Um ministro tem tratamento protocolar específico, tem prerrogativas de segurança, tem foro especial, e presta, certamente, relevante serviço, mas não é nada mais que um gari, por exemplo, que igualmente presta relevante serviço. Não há dúvida da especialidade que se exige para uma e outra função, mas, do ponto de vista constitucional, são igualmente relacionadas com o serviço público. Basta dizer que durante uma sessão do STF um ministro não pode ser interrompido em sua fala, mas do mesmo modo não pode um ministro do STF interromper uma sessão de uma comissão disciplinar municipal qualquer, por exemplo, ou mesmo dar uma ordem a um agente de trânsito, para ficar nas hipóteses mais banais. Um ministro é um agente público, a serviço do país, e ponto.
Aliás, àqueles que honram a toga rendo minhas sinceras homenagens, porque de fato o trabalho é árduo, a tarefa aprisiona e a missão é praticamente um sacerdócio. Gilmar Mendes, contudo, vai na contramão. Verborrágico, protagonista impulsivo, ativista político, o ministro há muito deixou de atender aos requisitos da função. E parece estar muito seguro de que é intocável, por conta das prerrogativas do cargo. Só que tempus fugit.

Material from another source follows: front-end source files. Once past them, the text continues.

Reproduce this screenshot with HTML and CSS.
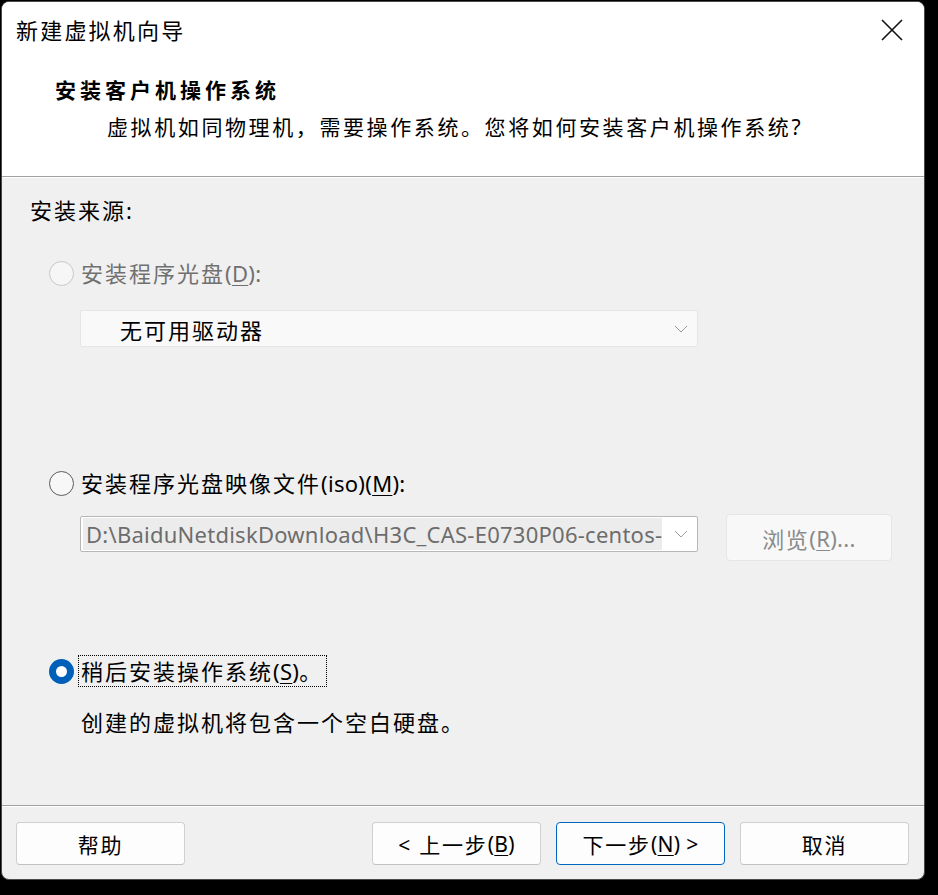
FILE: index.html
```html
<!DOCTYPE html>
<html lang="zh-CN">
<head>
<meta charset="utf-8">
<title>新建虚拟机向导</title>
<link rel="stylesheet" href="styles.css">
</head>
<body>
<div class="window">
  <div class="header">
    <div class="titlebar">
      <span class="title">新建虚拟机向导</span>
      <span class="close"><svg width="22" height="22" viewBox="0 0 22 22"><path d="M1 1 L21 21 M21 1 L1 21" stroke="#111" stroke-width="1.6" fill="none"/></svg></span>
    </div>
    <div class="heading">安装客户机操作系统</div>
    <div class="subtitle">虚拟机如同物理机，需要操作系统。您将如何安装客户机操作系统<span class="q">?</span></div>
  </div>
  <div class="sep"></div>
  <div class="content">
    <div class="label">安装来源:</div>
    <div class="radio-row r1 disabled">
      <span class="radio"></span>
      <span class="rlabel">安装程序光盘<span class="lat">(<u>D</u>):</span></span>
    </div>
    <div class="select dis-select">
      <span class="select-text">无可用驱动器</span>
      <svg class="chev" width="14" height="8" viewBox="0 0 14 8"><path d="M1 1 L7 7 L13 1" stroke="#9a9a9a" stroke-width="1" fill="none"/></svg>
    </div>
    <div class="radio-row r2">
      <span class="radio"></span>
      <span class="rlabel">安装程序光盘映像文件<span class="lat">(iso)(<u>M</u>):</span></span>
    </div>
    <div class="iso-row">
      <div class="select combo">
        <span class="combo-text">D:\BaiduNetdiskDownload\H3C_CAS-E0730P06-centos-</span>
        <svg class="chev" width="14" height="8" viewBox="0 0 14 8"><path d="M1 1 L7 7 L13 1" stroke="#a0a0a0" stroke-width="1" fill="none"/></svg>
      </div>
      <div class="browse">浏览<span class="lat">(<u>R</u>)...</span></div>
    </div>
    <div class="radio-row r3">
      <span class="radio checked"></span>
      <span class="rlabel focus">稍后安装操作系统<span class="lat">(<u>S</u>)</span>。</span>
    </div>
    <div class="desc">创建的虚拟机将包含一个空白硬盘。</div>
  </div>
  <div class="sep"></div>
  <div class="footer">
    <div class="btn">帮助</div>
    <div class="spacer"></div>
    <div class="btn">&lt; 上一步<span class="lat">(<u>B</u>)</span></div>
    <div class="btn primary">下一步<span class="lat">(<u>N</u>) &gt;</span></div>
    <div class="btn">取消</div>
  </div>
</div>
</body>
</html>
```

FILE: styles.css
```css
* { box-sizing: border-box; }
html, body { margin: 0; padding: 0; }
body {
  background: #000;
  width: 938px;
  height: 895px;
  overflow: hidden;
  font-family: "Noto Sans", "Noto Sans CJK SC", sans-serif;
  color: #000;
}
u { text-decoration: underline; text-underline-offset: 3px; text-decoration-thickness: 1px; }
.lat { font-size: 22px; letter-spacing: 0.3px; }

.window {
  margin: 1px 0 0 1px;
  width: 924px;
  height: 879px;
  border: 1px solid #4a4a4a;
  border-radius: 8px;
  overflow: hidden;
  display: flex;
  flex-direction: column;
  background: #f0f0f0;
}

.header {
  background: #fff;
  height: 174px;
  padding-top: 12px;
}
.titlebar {
  display: flex;
  align-items: center;
  justify-content: space-between;
  padding: 0 21px 0 14px;
  height: 30px;
}
.title {
  font-family: "Noto Sans CJK SC", sans-serif;
  font-size: 22px;
  letter-spacing: 2.2px;
  line-height: 30px;
}
.close { display: flex; margin-top: 2px; }
.heading {
  font-family: "Noto Sans CJK SC", sans-serif;
  font-weight: bold;
  font-size: 21px;
  letter-spacing: 4px;
  line-height: 30px;
  margin-top: 30px;
  padding-left: 53px;
}
.subtitle {
  font-family: "Noto Sans CJK SC", sans-serif;
  font-size: 21px;
  letter-spacing: 2.6px;
  line-height: 30px;
  margin-top: 7px;
  padding-left: 105px;
}
.subtitle .q { font-family: "Noto Sans", sans-serif; letter-spacing: 0; }

.sep { height: 2px; background: #a0a0a0; border-bottom: 1px solid #fff; }

.content {
  flex: 1;
  padding: 17px 0 0 28px;
  font-size: 22px;
}
.label, .rlabel, .desc {
  line-height: 30px;
  letter-spacing: 2px;
}
.radio-row {
  display: flex;
  align-items: center;
  height: 30px;
  margin-left: 19px;
}
.r1 { margin-top: 33px; }
.r2 { margin-top: 121px; }
.r3 { margin-top: 95px; }
.radio {
  width: 25px;
  height: 25px;
  border-radius: 50%;
  border: 1.5px solid #5c5c5c;
  background: #f7f7f7;
  margin-right: 7px;
  flex: none;
}
.disabled .radio { border-color: #c8c8c8; background: #f6f6f6; }
.disabled .rlabel { color: #707070; }
.radio.checked {
  border: 7px solid #005fb8;
  background: #fff;
}
.rlabel.focus {
  outline: 1px dotted #000;
  outline-offset: 0;
  margin-left: -2px;
  padding-left: 2px;
  padding-right: 3px;
}

.select {
  margin: 22px 0 0 50px;
  width: 618px;
  height: 37px;
  display: flex;
  align-items: center;
  justify-content: space-between;
  padding-right: 9px;
}
.dis-select {
  background: #f9f9f9;
  border: 1px solid #e6e6e6;
  border-radius: 2px;
  padding-left: 39px;
}
.select-text { letter-spacing: 2px; }

.iso-row {
  display: flex;
  align-items: flex-start;
  margin-top: 16px;
}
.combo {
  margin: 2px 0 0 50px;
  height: 36px;
  background: #fff;
  border: 1px solid #b7b7b7;
  border-radius: 2px;
  padding-left: 2px;
}
.combo-text {
  width: 579px;
  overflow: hidden;
  white-space: nowrap;
  background: #ececec;
  color: #6d6d6d;
  font-size: 22px;
  line-height: 32px;
  padding-left: 3px;
  letter-spacing: 0.25px;
  flex: none;
}
.browse {
  margin-left: 28px;
  width: 166px;
  height: 47px;
  border: 1px solid #e5e5e5;
  border-radius: 4px;
  background: #f8f8f8;
  color: #8a8a8a;
  display: flex;
  align-items: center;
  justify-content: center;
  letter-spacing: 1.5px;
  font-size: 22px;
}

.desc { margin: 21px 0 0 51px; }

.footer {
  height: 72px;
  display: flex;
  padding: 15px 15px 0 14px;
  gap: 15px;
  align-items: flex-start;
}
.spacer { flex: 1; }
.btn {
  width: 169px;
  height: 43px;
  border: 1px solid #d0d0d0;
  border-bottom-color: #c2c2c2;
  border-radius: 4px;
  background: #fdfdfd;
  display: flex;
  align-items: center;
  justify-content: center;
  font-size: 21px;
  letter-spacing: 1.8px;
  white-space: pre;
}
.btn .lat { font-size: 21px; }
.btn.primary { border: 1px solid #0067c0; }
```
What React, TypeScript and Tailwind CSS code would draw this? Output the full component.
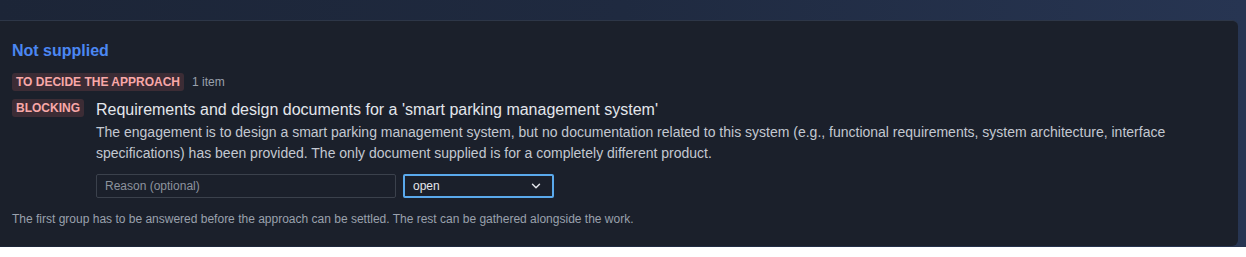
import React from "react"

const font = { fontFamily: '"Liberation Sans", Arial, sans-serif' }

const Badge = ({ text }: { text: string }) => (
    <span className="inline-block rounded-[3px] bg-[#3c2c35] px-1 py-px text-xs leading-4 font-bold uppercase text-[#f9a8a8] whitespace-nowrap">
        {text}
    </span>
)

const ChevronDown = () => (
    <svg width="14" height="14" viewBox="0 0 24 24" fill="none" stroke="currentColor" strokeWidth="2.5" strokeLinecap="round" strokeLinejoin="round">
        <path d="M6 9l6 6 6-6" />
    </svg>
)

export default function App() {
    return (
        <div
            className="h-[247px] overflow-hidden bg-gradient-to-r from-[#1c2537] via-[#1f2a40] to-[#273552] pt-5 pr-2"
            style={font}
        >
            <div className="flex h-[226px] flex-col rounded-r-md border-t border-[#2d3647] bg-[#1b202b] px-3 pt-[18px] pb-5">
                <h2 className="text-base leading-6 font-bold text-[#4b87f2]">Not supplied</h2>
                <div className="mt-[10px] flex items-center gap-2">
                    <Badge text="To decide the approach" />
                    <span className="text-xs text-[#9aa1ad]">1 item</span>
                </div>
                <div className="mt-2 flex items-start gap-3">
                    <Badge text="Blocking" />
                    <div className="-mt-px flex flex-1 flex-col">
                        <span className="text-base leading-6 text-[#e3e6eb]">
                            Requirements and design documents for a 'smart parking management system'
                        </span>
                        <p className="text-sm leading-[21px] text-[#c3c8d1]">
                            The engagement is to design a smart parking management system, but no documentation related to this system (e.g., functional requirements, system architecture, interface specifications) has been provided. The only document supplied is for a completely different product.
                        </p>
                        <div className="mt-2.5 flex items-center gap-[7px]">
                            <input
                                placeholder="Reason (optional)"
                                className="h-6 w-[300px] rounded-[2px] border border-[#3b414c] bg-[#1b202b] px-2 text-xs text-[#c3c8d1] placeholder:text-[#8d939e] outline-none"
                            />
                            <div className="flex h-6 w-[151px] items-center justify-between rounded-[2px] border-2 border-[#5aa9ec] bg-[#1b202b] pr-[9px] pl-2 text-xs text-[#e3e6eb]">
                                <span>open</span>
                                <ChevronDown />
                            </div>
                        </div>
                    </div>
                </div>
                <p className="mt-[13px] text-xs leading-4 text-[#9aa1ad]">
                    The first group has to be answered before the approach can be settled. The rest can be gathered alongside the work.
                </p>
            </div>
        </div>
    )
}
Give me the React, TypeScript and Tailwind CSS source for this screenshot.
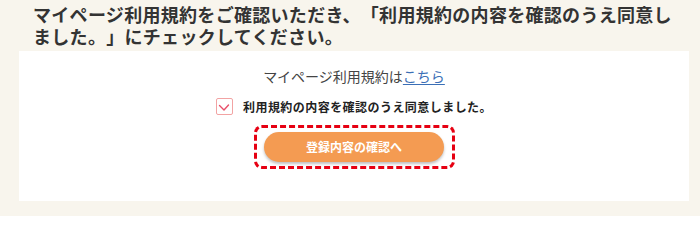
export default function App() {
  return (
    <div
      className="w-[700px] h-[216px] bg-[#f8f5ed] overflow-hidden"
      style={{ fontFamily: '"Noto Sans CJK JP", "Noto Sans", sans-serif' }}
    >
      {/* Heading */}
      <h1 className="pl-[33px] pt-[3px] text-[18px] leading-[22px] font-bold tracking-[0.3px] text-[#333333] whitespace-nowrap [text-spacing-trim:space-all]">
        マイページ利用規約をご確認いただき、「利用規約の内容を確認のうえ同意し
        <br />
        ました。」にチェックしてください。
      </h1>

      {/* Panel */}
      <div className="mt-[4px] ml-[19px] w-[670px] h-[150px] bg-white flex flex-col items-center pt-[15px]">
        <p className="text-[14px] leading-[20px] text-[#444444]">
          マイページ利用規約は
          <a href="#" className="text-[#3b6fb6] underline underline-offset-2">
            こちら
          </a>
        </p>

        <label className="mt-[12px] flex items-center gap-[10px] h-[17px]">
          <span className="w-[17px] h-[17px] border border-[#f2a3a3] rounded-[2px] bg-white flex items-center justify-center">
            <svg width="12" height="10" viewBox="0 0 12 10" fill="none">
              <path d="M1.5 3.5 L6 8 L10.5 3" stroke="#e8506a" strokeWidth="1.4" strokeLinecap="round" strokeLinejoin="round" />
            </svg>
          </span>
          <span className="text-[12px] leading-[16px] font-bold tracking-[0.45px] text-[#222222]">
            利用規約の内容を確認のうえ同意しました。
          </span>
        </label>

        <div className="mt-[10px] w-[201px] h-[44px] border-[3px] border-dashed border-[#e60012] rounded-[8px] flex items-center justify-center">
          <button className="w-[180px] h-[30px] rounded-full bg-[#f49b52] text-white text-[12px] font-bold shadow-[0_2px_3px_rgba(0,0,0,0.25)]">
            登録内容の確認へ
          </button>
        </div>
      </div>
    </div>
  );
}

Em tempo: o Conselho Federal de Medicina Veterinária proíbe a caudectomia estética, ou seja, o corte do rabo do cachorro. Isto é assim para coibir a ação das pessoas que acham que podem fazer o que quiser com o bicho, como se fossem deuses. Na verdade quem faz isso não entende nada de cachorro e de amor aos animais, porque, se entendesse, compreenderia que o valor desta vida está nas coisas simples, quiçá um rabo de cachorro abanando de felicidade.